Requirement: Take the lines of the data below from the very first through the line containing "const slot = (label: string, icon: string, temp: string): Slot" and output them exactly, pictures excluded.

# START OF Provided data

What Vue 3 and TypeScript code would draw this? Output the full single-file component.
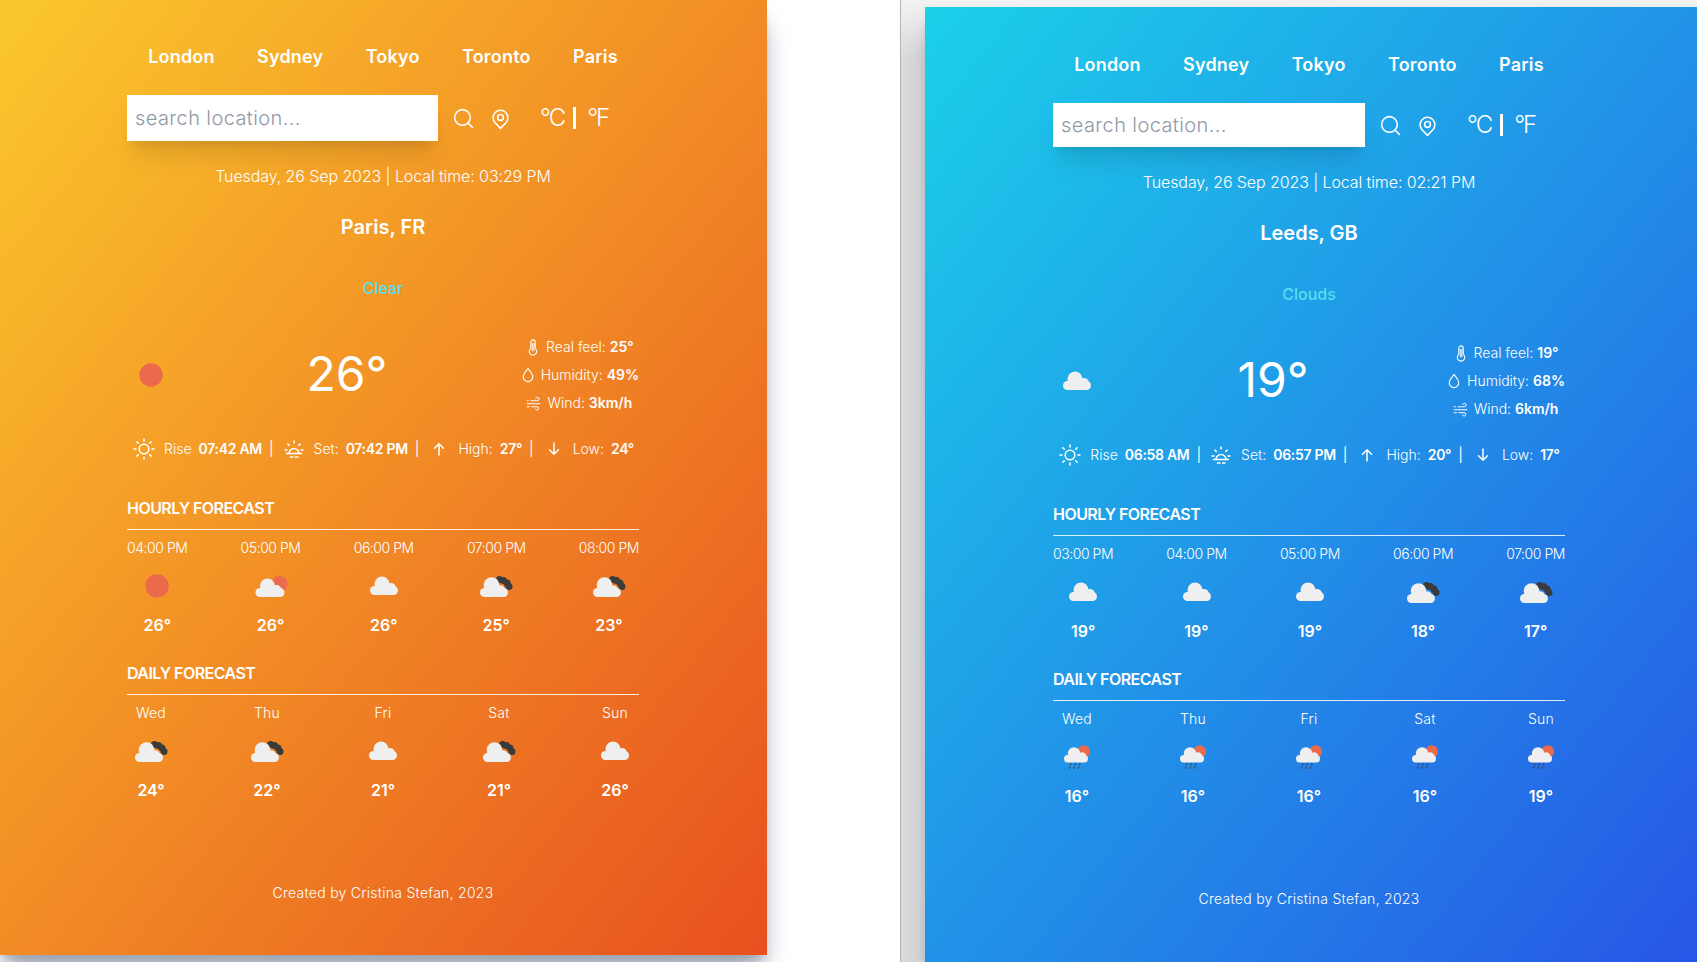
<script setup lang="ts">
type Slot = { label: string; icon: string; temp: string };
type Panel = {
  tone: string;
  date: string;
  city: string;
  cond: string;
  icon: string;
  temp: string;
  feel: string;
  humidity: string;
  wind: string;
  rise: string;
  set: string;
  high: string;
  low: string;
  hourly: Slot[];
  daily: Slot[];
};

const cities = ["London", "Sydney", "Tokyo", "Toronto", "Paris"];

const slot = (label: string, icon: string, temp: string): Slot => ({ label, icon, temp });

const panels: Panel[] = [
  {
    tone: "warm",
    date: "Tuesday, 26 Sep 2023 | Local time: 03:29 PM",
    city: "Paris, FR",
    cond: "Clear",
    icon: "sun",
    temp: "26°",
    feel: "25°",
    humidity: "49%",
    wind: "3km/h",
    rise: "07:42 AM",
    set: "07:42 PM",
    high: "27°",
    low: "24°",
    hourly: [
      slot("04:00 PM", "sun", "26°"),
      slot("05:00 PM", "few", "26°"),
      slot("06:00 PM", "cloud", "26°"),
      slot("07:00 PM", "broken", "25°"),
      slot("08:00 PM", "broken", "23°"),
    ],
    daily: [
      slot("Wed", "broken", "24°"),
      slot("Thu", "broken", "22°"),
      slot("Fri", "cloud", "21°"),
      slot("Sat", "broken", "21°"),
      slot("Sun", "cloud", "26°"),
    ],
  },
  {
    tone: "cool",
    date: "Tuesday, 26 Sep 2023 | Local time: 02:21 PM",
    city: "Leeds, GB",
    cond: "Clouds",
    icon: "cloud",
    temp: "19°",
    feel: "19°",
    humidity: "68%",
    wind: "6km/h",
    rise: "06:58 AM",
    set: "06:57 PM",
    high: "20°",
    low: "17°",
    hourly: [
      slot("03:00 PM", "cloud", "19°"),
      slot("04:00 PM", "cloud", "19°"),
      slot("05:00 PM", "cloud", "19°"),
      slot("06:00 PM", "broken", "18°"),
      slot("07:00 PM", "broken", "17°"),
    ],
    daily: [
      slot("Wed", "rain", "16°"),
      slot("Thu", "rain", "16°"),
      slot("Fri", "rain", "16°"),
      slot("Sat", "rain", "16°"),
      slot("Sun", "rain", "19°"),
    ],
  },
];
</script>

<template>
  <div class="stage">
    <svg class="sprite" aria-hidden="true">
      <symbol id="wx-sun" viewBox="0 0 48 48">
        <circle cx="24" cy="24" r="11.7" fill="#ec6a4c" />
      </symbol>
      <symbol id="wx-cloud" viewBox="0 0 48 48">
        <g fill="#efefef">
          <rect x="10" y="24" width="28" height="9" rx="4.5" />
          <circle cx="22" cy="22" r="7.5" />
          <circle cx="31" cy="26" r="5" />
        </g>
      </symbol>
      <symbol id="wx-broken" viewBox="0 0 48 48">
        <g fill="#3b3b3b">
          <circle cx="27.5" cy="17.5" r="3.5" />
          <circle cx="31.5" cy="18.5" r="3.5" />
          <circle cx="35" cy="21" r="3.5" />
          <circle cx="37" cy="24.5" r="3.5" />
        </g>
        <g fill="#efefef">
          <rect x="8" y="26" width="28" height="9" rx="4.5" />
          <circle cx="19.5" cy="23" r="7.8" />
          <circle cx="28" cy="28" r="4.8" />
        </g>
      </symbol>
      <symbol id="wx-few" viewBox="0 0 48 48">
        <circle cx="32.5" cy="22" r="8" fill="#ec6a4c" />
        <g fill="#efefef" transform="translate(-1.5 2)">
          <rect x="10" y="24" width="29" height="9" rx="4.5" />
          <circle cx="22" cy="22" r="7.5" />
          <circle cx="31" cy="26" r="5" />
        </g>
      </symbol>
      <symbol id="wx-rain" viewBox="0 -1.5 48 48">
        <circle cx="30.7" cy="17" r="6.3" fill="#ec6a4c" />
        <g fill="#efefef">
          <rect x="11" y="20.5" width="24" height="7.5" rx="3.7" />
          <circle cx="21" cy="19" r="6.2" />
          <circle cx="29" cy="22" r="4.2" />
        </g>
        <g stroke="#3f4552" stroke-width="1.3" stroke-dasharray="2 1.4">
          <path d="M18 29l-2 6M22.5 29l-2 6M27 29l-2 6" />
        </g>
      </symbol>
      <symbol id="i-search" viewBox="0 0 24 24">
        <g fill="none" stroke="currentColor" stroke-width="1.5" stroke-linecap="round">
          <circle cx="11" cy="11" r="7.5" />
          <path d="M16.6 16.6L20.5 20.5" />
        </g>
      </symbol>
      <symbol id="i-pin" viewBox="0 0 24 24">
        <g fill="none" stroke="currentColor" stroke-width="1.5" stroke-linejoin="round">
          <path d="M12 21.5l-5-5.2a7.1 7.1 0 1 1 10 0z" />
          <circle cx="12" cy="11" r="2.8" />
        </g>
      </symbol>
      <symbol id="i-temp" viewBox="0 0 24 24">
        <g fill="none" stroke="currentColor" stroke-width="1.4" stroke-linecap="round">
          <path d="M12 2.5a3 3 0 0 0-3 3v8.3a5 5 0 1 0 6 0V5.5a3 3 0 0 0-3-3z" />
          <path d="M11 7v10M13.2 7v10" />
        </g>
      </symbol>
      <symbol id="i-drop" viewBox="0 0 24 24">
        <path
          d="M12 3.5c-3 3.5-6.3 7.3-6.3 11a6.3 6.3 0 0 0 12.6 0c0-3.7-3.3-7.5-6.3-11z"
          fill="none"
          stroke="currentColor"
          stroke-width="1.5"
        />
      </symbol>
      <symbol id="i-wind" viewBox="0 0 24 24">
        <g fill="none" stroke="currentColor" stroke-width="1.3" stroke-linecap="round">
          <path d="M8 9h8.5a2.3 2.3 0 1 0-2.2-3" />
          <path d="M3 9h1.5M3 13h17M3 17h3" />
          <path d="M9 17h7a2.2 2.2 0 1 1-2 3" />
        </g>
      </symbol>
      <symbol id="i-sunrise" viewBox="0 0 24 24">
        <g fill="none" stroke="currentColor" stroke-width="1.5" stroke-linecap="round">
          <circle cx="12" cy="12" r="4.8" />
          <path d="M12 2v2M12 20v2M2 12h2M20 12h2M4.9 4.9l1.4 1.4M17.7 17.7l1.4 1.4M4.9 19.1l1.4-1.4M17.7 6.3l1.4-1.4" />
        </g>
      </symbol>
      <symbol id="i-sunset" viewBox="0 0 24 24">
        <g fill="none" stroke="currentColor" stroke-width="1.5" stroke-linecap="round">
          <path d="M7 16.5a5 5 0 0 1 10 0" />
          <path d="M4.5 16.5h15M12 4v2M3 13h2M19 13h2M5.8 7l1.4 1.4M18.2 7l-1.4 1.4M8.5 20h2.5M13.5 20h2.5" />
        </g>
      </symbol>
      <symbol id="i-up" viewBox="0 0 24 24">
        <path d="M12 20V5M6 11l6-6 6 6" fill="none" stroke="currentColor" stroke-width="2" stroke-linecap="round" stroke-linejoin="round" />
      </symbol>
      <symbol id="i-down" viewBox="0 0 24 24">
        <path d="M12 4v15M6 13l6 6 6-6" fill="none" stroke="currentColor" stroke-width="2" stroke-linecap="round" stroke-linejoin="round" />
      </symbol>
    </svg>

    <div v-for="p in panels" :key="p.tone" :class="['frame', `frame--${p.tone}`]">
      <section :class="['panel', `panel--${p.tone}`]">
        <nav class="cities">
          <button v-for="c in cities" :key="c" class="city-btn">{{ c }}</button>
        </nav>

        <div class="search-row">
          <input class="search-input" type="text" placeholder="search location..." />
          <svg class="tool"><use href="#i-search" /></svg>
          <svg class="tool tool--pin"><use href="#i-pin" /></svg>
          <div class="units">
            <button class="unit">°C</button>
            <span class="unit-sep"></span>
            <button class="unit">°F</button>
          </div>
        </div>

        <p class="date">{{ p.date }}</p>
        <h1 class="place">{{ p.city }}</h1>
        <p class="cond">{{ p.cond }}</p>

        <div class="now">
          <svg class="wx"><use :href="`#wx-${p.icon}`" /></svg>
          <div class="now-temp">{{ p.temp }}</div>
          <ul class="details">
            <li><svg class="ico"><use href="#i-temp" /></svg>Real feel: <b>{{ p.feel }}</b></li>
            <li><svg class="ico"><use href="#i-drop" /></svg>Humidity: <b>{{ p.humidity }}</b></li>
            <li><svg class="ico"><use href="#i-wind" /></svg>Wind: <b>{{ p.wind }}</b></li>
          </ul>
        </div>

        <div class="sun-row">
          <svg class="ico ico--lg"><use href="#i-sunrise" /></svg>
          <span>Rise</span><b>{{ p.rise }}</b><i class="bar">|</i>
          <svg class="ico ico--lg"><use href="#i-sunset" /></svg>
          <span>Set:</span><b>{{ p.set }}</b><i class="bar">|</i>
          <svg class="ico ico--md"><use href="#i-up" /></svg>
          <span>High:</span><b>{{ p.high }}</b><i class="bar">|</i>
          <svg class="ico ico--md"><use href="#i-down" /></svg>
          <span>Low:</span><b>{{ p.low }}</b>
        </div>

        <h2 class="fc-title fc-title--first">HOURLY FORECAST</h2>
        <div class="fc-row fc-row--hours">
          <div v-for="h in p.hourly" :key="h.label" class="fc-item">
            <span class="fc-label">{{ h.label }}</span>
            <svg class="wx"><use :href="`#wx-${h.icon}`" /></svg>
            <b class="fc-temp">{{ h.temp }}</b>
          </div>
        </div>

        <h2 class="fc-title">DAILY FORECAST</h2>
        <div class="fc-row">
          <div v-for="d in p.daily" :key="d.label" class="fc-item">
            <span class="fc-label">{{ d.label }}</span>
            <svg class="wx"><use :href="`#wx-${d.icon}`" /></svg>
            <b class="fc-temp">{{ d.temp }}</b>
          </div>
        </div>

        <footer class="foot">Created by Cristina Stefan, 2023</footer>
      </section>
    </div>
  </div>
</template>

<style scoped>
.stage {
  display: flex;
  width: 1697px;
  height: 962px;
  overflow: hidden;
  background: #fff;
  font-family: Inter, "Liberation Sans", sans-serif;
  color: #fff;
}
.sprite {
  position: absolute;
  width: 0;
  height: 0;
}
.frame {
  flex: none;
}
.frame--warm {
  width: 767px;
}
.frame--cool {
  width: 797px;
  margin-left: 133px;
  padding: 7px 0 0 24px;
  border-left: 1px solid #b4b4b4;
  background: linear-gradient(#f3f3f3, #dadadc 60px);
}
.panel {
  display: flex;
  flex-direction: column;
  box-sizing: border-box;
  width: 767px;
  height: 955px;
  padding: 43px 128px 0 127px;
  box-shadow: 0 20px 25px -5px #9ca3af, 0 8px 10px -6px #9ca3af;
}
.panel--warm {
  background: linear-gradient(to bottom right, #fbc82c, #e8501f);
}
.panel--cool {
  width: 772px;
  padding: 44px 132px 0 128px;
  background: linear-gradient(to bottom right, #1bd0e9, #2756e6);
}
.cities {
  display: flex;
  justify-content: space-around;
  height: 27px;
}
.city-btn {
  border: 0;
  padding: 0;
  background: none;
  color: #fff;
  font: 600 18px/27px Inter, sans-serif;
  letter-spacing: 0.2px;
}
.search-row {
  display: flex;
  align-items: center;
  height: 46px;
  margin-top: 25px;
}
.panel--cool .search-row {
  margin-top: 24px;
}
.search-input {
  box-sizing: border-box;
  width: 311px;
  height: 46px;
  border: 0;
  outline: 0;
  padding: 0 8px;
  background: #fff;
  font: 300 20px Inter, sans-serif;
  letter-spacing: 0.4px;
  box-shadow: 0 20px 25px -5px rgba(0, 0, 0, 0.1), 0 8px 10px -6px rgba(0, 0, 0, 0.1);
}
.panel--cool .search-input {
  width: 312px;
  height: 44px;
}
.search-input::placeholder {
  color: #8f99a8;
}
.tool {
  flex: none;
  width: 25px;
  height: 25px;
  margin-left: 13px;
}
.tool--pin {
  margin-left: 12px;
}
.units {
  display: flex;
  align-items: center;
  margin-left: 27px;
}
.unit {
  border: 0;
  padding: 0;
  background: none;
  color: #fff;
  font: 300 24px/32px Inter, sans-serif;
  letter-spacing: -2px;
}
.unit-sep {
  width: 3px;
  height: 22px;
  margin: 0 11px 0 9px;
  background: #fff;
}
.date {
  margin: 23px 0 0;
  font-weight: 300;
  font-size: 16px;
  line-height: 24px;
  letter-spacing: -0.1px;
  text-align: center;
}
.panel--cool .date {
  margin-top: 22px;
}
.place {
  margin: 24px 0 0;
  font-weight: 600;
  font-size: 20px;
  line-height: 30px;
  text-align: center;
}
.cond {
  margin: 34px 0 0;
  color: #56dfee;
  font-weight: 500;
  font-size: 16px;
  line-height: 24px;
  text-align: center;
}
.now {
  display: flex;
  align-items: center;
  justify-content: space-between;
  height: 90px;
  margin-top: 30px;
}
.wx {
  flex: none;
  width: 48px;
  height: 48px;
}
.now-temp {
  padding-bottom: 3px;
  font-size: 48px;
  font-weight: 400;
  line-height: 60px;
}
.details {
  display: flex;
  flex-direction: column;
  align-items: center;
  gap: 8px;
  margin: 0;
  padding: 0;
  list-style: none;
  font-weight: 300;
  font-size: 14px;
  line-height: 20px;
}
.details li {
  display: flex;
  align-items: center;
  white-space: pre;
}
.details .ico {
  margin-right: 4px;
}
b {
  font-weight: 600;
}
.ico {
  flex: none;
  width: 18px;
  height: 18px;
}
.ico--lg {
  width: 24px;
  height: 24px;
}
.ico--md {
  width: 18px;
  height: 18px;
}
.sun-row {
  display: flex;
  align-items: center;
  justify-content: center;
  height: 20px;
  margin-top: 19px;
  font-weight: 300;
  font-size: 14px;
  line-height: 20px;
  white-space: nowrap;
}
.sun-row b {
  letter-spacing: -0.3px;
}
.sun-row span {
  margin: 0 7px 0 8px;
}
.sun-row .ico--md {
  margin-left: 3px;
}
.sun-row .ico--md + span {
  margin-left: 10px;
}
.bar {
  margin: 0 8px 0 7px;
  font-style: normal;
  font-weight: 400;
}
.fc-title {
  margin: 24px 0 0;
  padding-bottom: 9px;
  border-bottom: 1px solid rgba(255, 255, 255, 0.85);
  font-weight: 600;
  font-size: 16px;
  line-height: 24px;
  letter-spacing: -0.55px;
}
.fc-title--first {
  margin-top: 37px;
}
.fc-row {
  display: flex;
  justify-content: space-between;
  margin-top: 8px;
}
.fc-item {
  display: flex;
  flex-direction: column;
  align-items: center;
  min-width: 48px;
}
.fc-label {
  font-weight: 300;
  font-size: 14px;
  line-height: 20px;
  letter-spacing: 0.2px;
}
.fc-row--hours .fc-label {
  letter-spacing: -0.45px;
}
.fc-item .wx {
  margin-top: 4px;
}
.fc-temp {
  margin-top: 3px;
  font-size: 16px;
  line-height: 24px;
}
.foot {
  margin-top: auto;
  padding-bottom: 52px;
  font-weight: 300;
  font-size: 14px;
  line-height: 20px;
  letter-spacing: 0.27px;
  text-align: center;
}
.panel--cool .foot {
  padding-bottom: 53px;
}
</style>

<style>
html,
body {
  margin: 0;
  overflow: hidden;
  background: #fff;
}
</style>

# END OF Provided data

Final result:
What Vue 3 and TypeScript code would draw this? Output the full single-file component.
<script setup lang="ts">
type Slot = { label: string; icon: string; temp: string };
type Panel = {
  tone: string;
  date: string;
  city: string;
  cond: string;
  icon: string;
  temp: string;
  feel: string;
  humidity: string;
  wind: string;
  rise: string;
  set: string;
  high: string;
  low: string;
  hourly: Slot[];
  daily: Slot[];
};

const cities = ["London", "Sydney", "Tokyo", "Toronto", "Paris"];

const slot = (label: string, icon: string, temp: string): Slot => ({ label, icon, temp });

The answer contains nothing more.